MINNEAPOLIS, Minn. — The intersection in south Minneapolis where George Floyd died in police custody on May 25 has become a quasi-religious shrine. It is a shrine not just to Floyd, who is honored here as if he were a saint or a martyr, but to the political power of the Black Lives Matter movement and the ascendency of the radical left in this city.
The intersection and the neighborhood around it have been “occupied” for months now. To get to the memorial—or “George Square,” as it’s now called—you must approach on foot. For a block in every direction, the streets are closed to traffic, barricaded by concrete roadblocks and makeshift chevaux de frise. Behind the roadblocks, plywood shields are stacked up next to a tent and an outhouse.
A young man in a pink sweater and green hair greets me as I approach. He informs me that it is Indigenous Peoples Day (formerly Columbus Day), and that there is a healing circle for indigenous peoples underway at the intersection next to the memorial. I am not allowed to take pictures of them, he says. By what authority he orders me not to take pictures, he doesn’t say. So I take pictures.

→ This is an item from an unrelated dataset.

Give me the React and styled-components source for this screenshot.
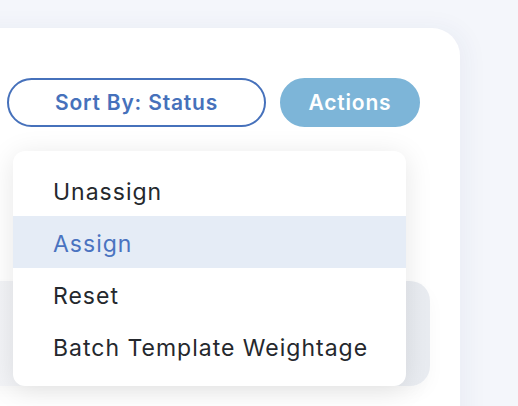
import styled, { createGlobalStyle } from "styled-components";

const GlobalStyle = createGlobalStyle`
  html, body {
    margin: 0;
    padding: 0;
    background: #f4f6fb;
    font-family: "Inter", "Liberation Sans", sans-serif;
    overflow: hidden;
  }
`;

const Page = styled.div`
  position: relative;
  width: 518px;
  height: 406px;
  padding-top: 28px;
  box-sizing: border-box;
  overflow: hidden;
`;

const Card = styled.div`
  margin-left: -40px;
  width: 500px;
  height: 420px;
  background: #ffffff;
  border-top-right-radius: 28px;
  box-shadow: 6px 0 24px rgba(40, 60, 120, 0.05);
  padding: 50px 0 0 47px;
  box-sizing: border-box;
`;

const Toolbar = styled.div`
  display: flex;
  gap: 14px;
`;

const PillButton = styled.button`
  height: 49px;
  width: ${(p) => p.$width}px;
  padding: 0;
  border-radius: 25px;
  font-family: inherit;
  font-size: 21px;
  font-weight: 600;
  letter-spacing: 0.8px;
  cursor: pointer;
  border: 2px solid ${(p) => (p.$filled ? "#7db5d8" : "#4671bb")};
  background: ${(p) => (p.$filled ? "#7db5d8" : "#ffffff")};
  color: ${(p) => (p.$filled ? "#ffffff" : "#4671bb")};
`;

const TablePanel = styled.div`
  margin-top: 154px;
  margin-left: -47px;
  width: 470px;
  height: 105px;
  background: linear-gradient(90deg, #f3f4f7 0%, #e9ecf1 100%);
  border-radius: 0 20px 20px 0;
  box-shadow: 0 8px 18px rgba(0, 0, 0, 0.03);
`;

const Menu = styled.ul`
  position: absolute;
  left: 13px;
  top: 151px;
  width: 393px;
  margin: 0;
  padding: 13px 0 14px;
  list-style: none;
  background: #ffffff;
  border-radius: 12px;
  box-shadow: 0 4px 28px rgba(0, 0, 0, 0.1);
  box-sizing: border-box;
`;

const MenuItem = styled.li`
  height: 52px;
  display: flex;
  align-items: center;
  padding: 3px 0 0 40px;
  box-sizing: border-box;
  font-size: 23px;
  letter-spacing: 1px;
  color: ${(p) => (p.$active ? "#4a73c0" : "#25282d")};
  background: ${(p) => (p.$active ? "#e5ecf6" : "transparent")};
`;

const items = ["Unassign", "Assign", "Reset", "Batch Template Weightage"];

export default function App() {
  return (
    <>
      <GlobalStyle />
      <Page>
        <Card>
          <Toolbar>
            <PillButton $width={259}>Sort By: Status</PillButton>
            <PillButton $width={140} $filled>
              Actions
            </PillButton>
          </Toolbar>
          <TablePanel />
        </Card>
        <Menu>
          {items.map((item) => (
            <MenuItem key={item} $active={item === "Assign"}>
              {item}
            </MenuItem>
          ))}
        </Menu>
      </Page>
    </>
  );
}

The memorial itself is a 15-foot black fist erected in the middle of the intersection of East 38th Street and Chicago Avenue, festooned roundabout with flowers and signs and graffiti and flags. Every conceivable surface, from the streets and sidewalks and light poles to the buildings and bus shelters and the abandoned Speedway gas station on the corner, is covered in graffiti and posters and overlapping murals.